Von Sebastian Fischer, München

Die Zukunft der deutschen Nationalmannschaft begann in einer Hotellobby. Am Montag sind die Spieler in München angekommen, wo am Donnerstag gegen Frankreich das erste Länderspiel nach dem Ausscheiden bei der Weltmeisterschaft stattfindet. Und wer am Dienstag das Mannschaftshotel zwischen Isar und Englischem Garten betrat, der konnte gar nicht anders, als einem deutschen Fußballer über den Weg zu laufen. Julian Draxler plauderte mit ein paar Gästen, Ilkay Gündogan saß am Nachbartisch, Manuel Neuer schlenderte zur Rezeption, Thomas Müller kam die Treppe herunter. In der ersten Etage, die Ellenbogen auf das Geländer gestützt, schaute sich Joachim Löw das Wimmelbild an. Er sah durchaus zufrieden aus.

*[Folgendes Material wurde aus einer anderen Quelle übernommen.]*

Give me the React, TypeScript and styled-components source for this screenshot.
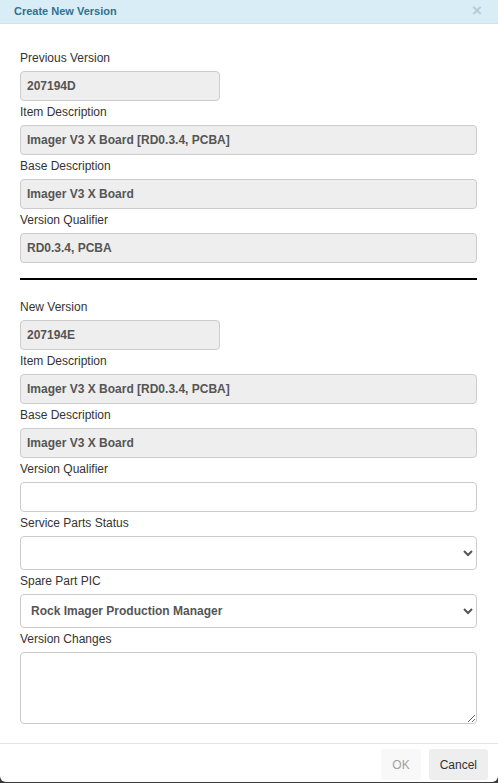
import styled, { createGlobalStyle } from "styled-components";

const GlobalStyle = createGlobalStyle`
  html, body {
    margin: 0;
    padding: 0;
    background-color: #3a3a3a;
  }
  * {
    box-sizing: border-box;
  }
`;

const Dialog = styled.div`
  display: flex;
  flex-direction: column;
  width: 498px;
  height: 782px;
  background-color: #ffffff;
  border-radius: 0 0 6px 6px;
  overflow: hidden;
  font-family: "Liberation Sans", Arial, sans-serif;
`;

const Header = styled.div`
  display: flex;
  align-items: center;
  justify-content: space-between;
  height: 26px;
  padding: 0 14px 2px 14px;
  background-color: #d9edf7;
  border-bottom: 1px solid #cfe3ee;
`;

const Title = styled.h1`
  margin: 0;
  font-size: 11px;
  font-weight: 700;
  color: #31708f;
`;

const CloseButton = styled.button`
  border: none;
  background: none;
  padding: 0;
  margin-right: 2px;
  font-family: "Liberation Sans", Arial, sans-serif;
  font-size: 17px;
  font-weight: 700;
  line-height: 1;
  color: #b4ccd8;
  cursor: pointer;
`;

const Body = styled.div`
  flex: 1;
  padding: 26px 21px 0 20px;
`;

const Field = styled.div`
  display: flex;
  flex-direction: column;
  margin-bottom: 3px;
`;

const Label = styled.label`
  font-size: 12px;
  line-height: 17px;
  color: #333333;
  margin-bottom: 4px;
`;

const Input = styled.input<{ $narrow?: boolean }>`
  width: ${(p) => (p.$narrow ? "200px" : "100%")};
  height: 30px;
  padding: 0 6px;
  border: 1px solid #cccccc;
  border-radius: 4px;
  font-family: "Liberation Sans", Arial, sans-serif;
  font-size: 12px;
  font-weight: 700;
  color: #555555;
  background-color: ${(p) => (p.readOnly ? "#eeeeee" : "#ffffff")};
  outline: none;
`;

const Select = styled.select`
  width: 100%;
  height: 34px;
  padding: 0 6px;
  border: 1px solid #cccccc;
  border-radius: 4px;
  font-family: "Liberation Sans", Arial, sans-serif;
  font-size: 12px;
  font-weight: 700;
  color: #555555;
  background-color: #ffffff;
  outline: none;
`;

const TextArea = styled.textarea`
  width: 100%;
  height: 72px;
  padding: 6px 8px;
  border: 1px solid #cccccc;
  border-radius: 4px;
  font-family: "Liberation Sans", Arial, sans-serif;
  font-size: 12px;
  color: #555555;
  outline: none;
  display: block;
`;

const Divider = styled.hr`
  margin: 15px 0 19px 0;
  border: none;
  border-top: 2px solid #000000;
`;

const Footer = styled.div`
  display: flex;
  justify-content: flex-end;
  gap: 8px;
  margin-top: 16px;
  padding: 5px 10px 2px 10px;
  border-top: 1px solid #e5e5e5;
`;

const Button = styled.button<{ $disabled?: boolean }>`
  height: 31px;
  padding: 0 11px;
  border: none;
  border-radius: 3px;
  font-family: "Liberation Sans", Arial, sans-serif;
  font-size: 12px;
  color: ${(p) => (p.$disabled ? "#a0a0a0" : "#333333")};
  background-color: ${(p) => (p.$disabled ? "#f8f8f8" : "#eeeeee")};
  cursor: ${(p) => (p.$disabled ? "default" : "pointer")};
`;

const previous = [
  { label: "Previous Version", value: "207194D", narrow: true },
  { label: "Item Description", value: "Imager V3 X Board [RD0.3.4, PCBA]" },
  { label: "Base Description", value: "Imager V3 X Board" },
  { label: "Version Qualifier", value: "RD0.3.4, PCBA" },
];

const next = [
  { label: "New Version", value: "207194E", narrow: true },
  { label: "Item Description", value: "Imager V3 X Board [RD0.3.4, PCBA]" },
  { label: "Base Description", value: "Imager V3 X Board" },
];

function App() {
  return (
    <>
      <GlobalStyle />
      <Dialog>
        <Header>
          <Title>Create New Version</Title>
          <CloseButton>×</CloseButton>
        </Header>

        <Body>
          {previous.map((f) => (
            <Field key={"p" + f.label}>
              <Label>{f.label}</Label>
              <Input readOnly $narrow={f.narrow} value={f.value} />
            </Field>
          ))}

          <Divider />

          {next.map((f) => (
            <Field key={"n" + f.label}>
              <Label>{f.label}</Label>
              <Input readOnly $narrow={f.narrow} value={f.value} />
            </Field>
          ))}

          <Field>
            <Label>Version Qualifier</Label>
            <Input defaultValue="" />
          </Field>

          <Field>
            <Label>Service Parts Status</Label>
            <Select defaultValue="">
              <option value=""></option>
              <option value="active">Active</option>
            </Select>
          </Field>

          <Field>
            <Label>Spare Part PIC</Label>
            <Select defaultValue="rock">
              <option value="rock">Rock Imager Production Manager</option>
            </Select>
          </Field>

          <Field>
            <Label>Version Changes</Label>
            <TextArea />
          </Field>
        </Body>

        <Footer>
          <Button $disabled>OK</Button>
          <Button>Cancel</Button>
        </Footer>
      </Dialog>
    </>
  );
}

export default App;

Löw und Manager Oliver Bierhoff haben vor einer Woche das Scheitern bei der WM in einer fast zwei Stunden langen öffentlichen Erklärung aufgearbeitet, es ging um den zurückgetretenen Mesut Özil, es ging um die taktischen Trends im Weltfußball, die Deutschland eher ignoriert hatte. Aber es ging auch um die Bilder, die der Deutsche Fußball-Bund in diesem Sommer der Welt und insbesondere seinen Anhängern zur Verfügung gestellt hatte. Beziehungsweise - so lautete die Kritik - eher vorenthalten. Symbolisch für die Distanz stand eine blickdichte Wand vor dem Hotel im Trainingslager in Südtirol. Bierhoff hatte in seiner Aufarbeitung betont, dass die Mannschaft schon damals extra einmal mit dem Fahrrad zum Training gefahren sei, um dem Vorurteil eines entrückten Teams entgegenzuwirken. Er hatte aber auch angekündigt, dass es in Zukunft mehr öffentliche Trainingseinheiten geben werde, mehr Autogrammstunden.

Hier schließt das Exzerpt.